Ryanair has issued an announcement that it has cancelled its planned Ukraine entry citing Kiev airport’s failure to honour an agreement reached in March of this year at the Ministry of Infrastructure with airport officials and the current Airport Director General, Mr Riabikin,
RyanAir also points out that Kiev airport has instead elected to protect high fare airlines which includes Ukraine International Airlines. In a thinly veiled jibe at Kiev Airport, the low cost carrier accuses it of ” depriving Ukrainian consumers/visitors access to Europe’s lowest air fares and widest route network.”
As a result, Ryanair has cancelled 4 new Kiev routes and 7 new Lviv routes, which it says “will result in the loss of over 500,000 passengers and 400 jobs”.
The airline apologised to any customers who booked flights to/from the Ukraine and refunded all the fares for their cancelled flights.

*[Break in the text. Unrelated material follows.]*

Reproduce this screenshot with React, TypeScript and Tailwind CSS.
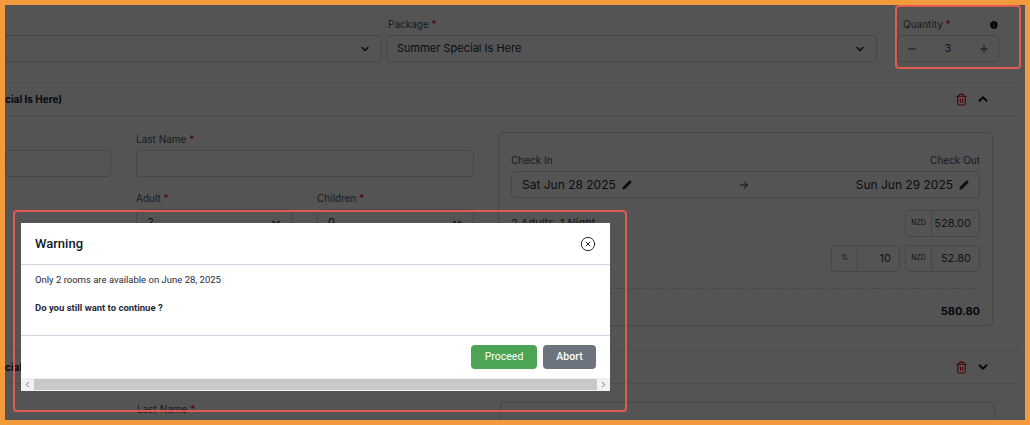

Ryanair’s Chief Commercial Officer, David O’Brien said:
“On behalf of Ukrainian visitors and consumers, we regret that Kiev Airport has demonstrated that Ukraine is not yet a sufficiently mature or reliable business location to invest valuable Ryanair aircraft capacity. Kiev Airport’s failure to honour commitments will result in the loss of over 500,000 customers and 400 airport jobs in the first year alone, which would have provided a significant boost to the Ukrainian economy. We regret also that Lviv Airport has fallen victim to Kiev Airport’s decision.
Ryanair will now transfer this capacity to competing markets, such as Germany, Israel and Poland instead. Ryanair will grow from 130 million passengers this year to 200 million passengers by 2024 and retains the hope that Ukraine might participate in this growth at some point in the future.”